AAAmusic: For those who don’t already know your music, how would you describe your sound?

To me it’s an English folk roots sound…or at least my take on it. There are other elements that creep in, but essentially it’s an english folk roots sound.

AAAmusic: Your album features many talented musicians such as violinist Hannah Peel and Jez Wing on Night fishing, was this a big contribution to the album?

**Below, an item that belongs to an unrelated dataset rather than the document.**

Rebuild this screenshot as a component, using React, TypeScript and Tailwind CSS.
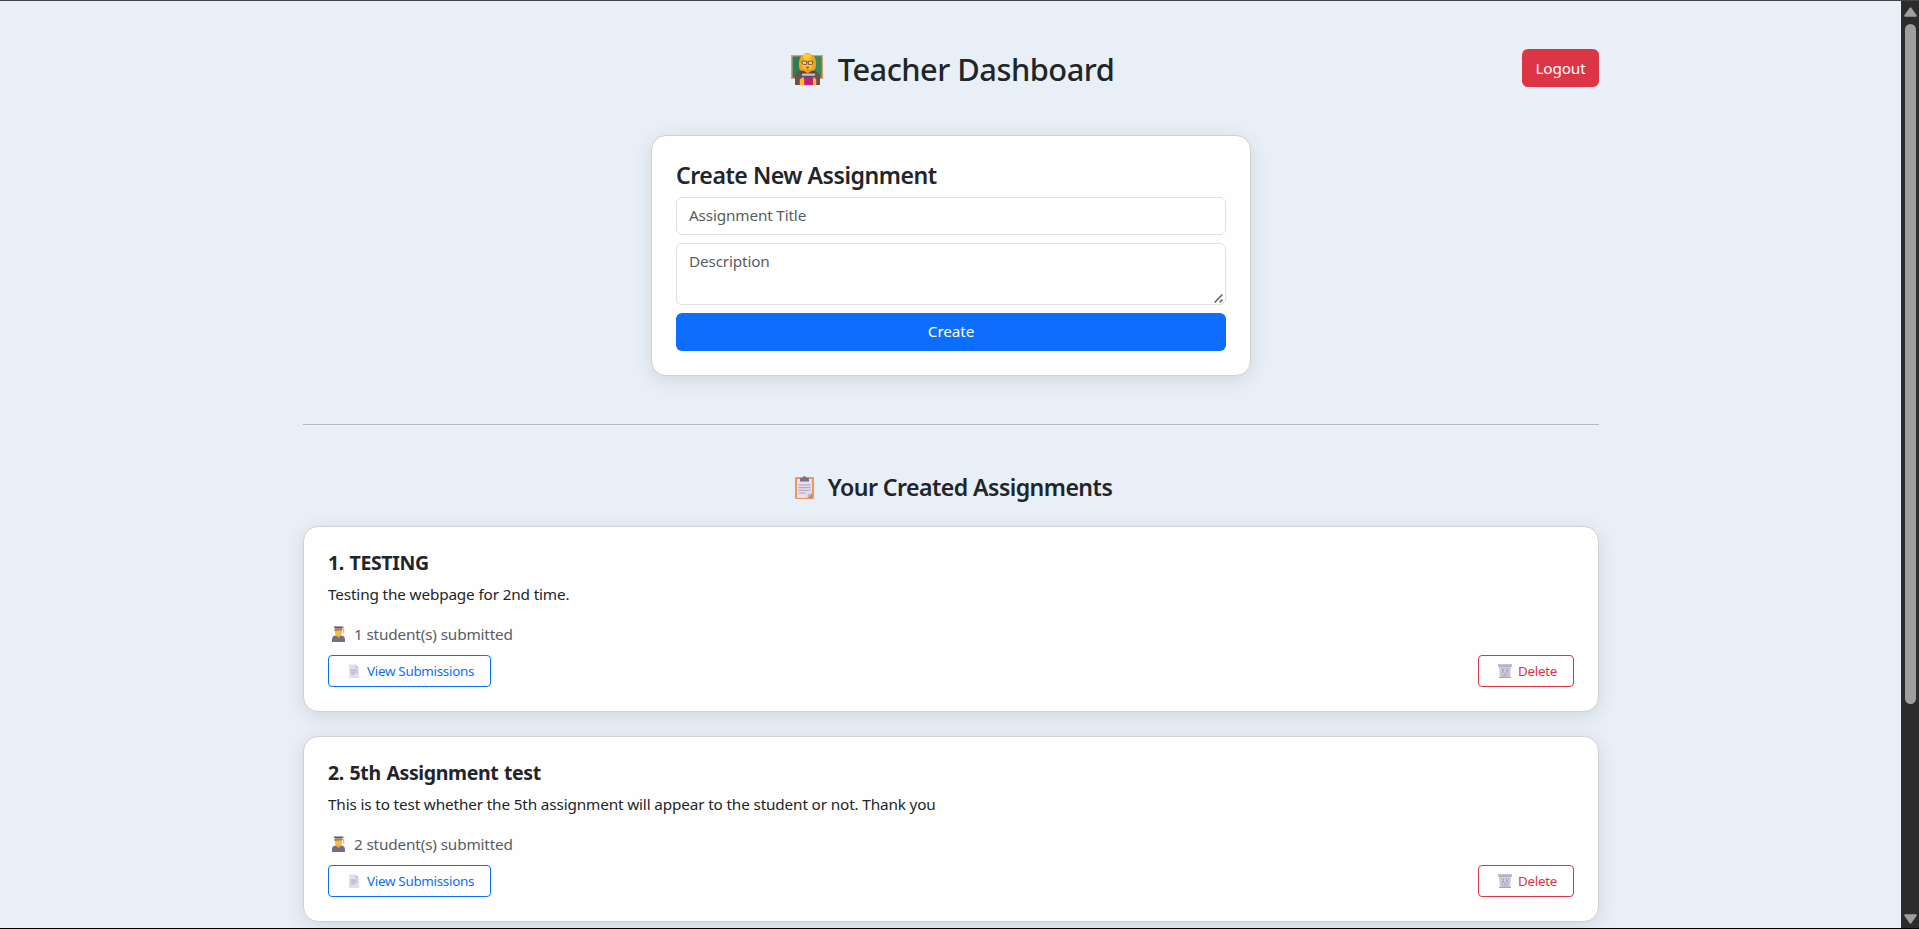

For sure. The album was produced by myself and Jez Wing and we worked very very closely throughout. The musicians we asked were all musicians that we both knew and I think we got it spot on. Drummer and percussionist Rob Allum I’d known from way back when he was in Billy Bragg’s Red Stars, around his Don’t Try This At Home album. Guitar player John Bennett I again knew from this period, slighty earlier,  when he and I played with Sid Griffin’s newly located to the UK band The Coal Porters. This was the early nineties and at that time The Coal Porters were very much A Long Ryders mark 2 outfit. In fact, both Rob and John and myself ended up in a Sid Griffin line up at one time. Both John and Rob went on to be in The High Llamas with Sean O’ Hagan, one of the finest bands around. Rob is also a member of The Turin Brakes with Olly Knights and Gale Paridjanian, a band who would also play more than a minor role in the making of our record. But with all the musicians it was a question of style and we wanted to ensure that they would be sympathetic to what we were trying to achieve, and we put a lot of thought into who we wanted to ask.

 

Jez Wing and banjo player John Dowling were in a band called the Black Cat Theory from Cornwall, who I remembered from The Mike Harding Show for winning the 2000 BBC Young Folk Musician of the Year award. Coincidentally, I met them both separately. Jez I met when he and I supported Van Morrison in 2007 as part of China Crisis singer Gary Daly’s band. John Dowling literally ended up living round the corner from me for a time and we met through mutual friends, namely one of the double bass players we used on the album, slap bass player Russ Williams. John is an amazing player with a great musical ear and an approach to the banjo unlike anything I’ve heard before or since. He was the only European ever to have won the USA National Banjo Championships. Jez Wing has this folk, slightly progressive thing going on in his playing. It was important to me as a piano player not to play any piano on the record, though I do play one solo piano piece. Jez has a great ear for melody and his parts he made his own very quickly and very early on in the process….and they were all much better than anything I would have put down.

 

Hannah Peel was another player we felt very lucky to have had along. We were looking for a fiddle player that didn’t have too much of that bluegrass thing going on…bluegrass is very big round our way and rightly so, but it wasn’t a bluegrass thing that we wanted. Hannah has a very English sounding way of playing and her parts on the record are just perfect…I remember thinking how Vaughan Williams she sounded with her choice of notes and as it was an English sounding folk roots album we were making, she was perfect.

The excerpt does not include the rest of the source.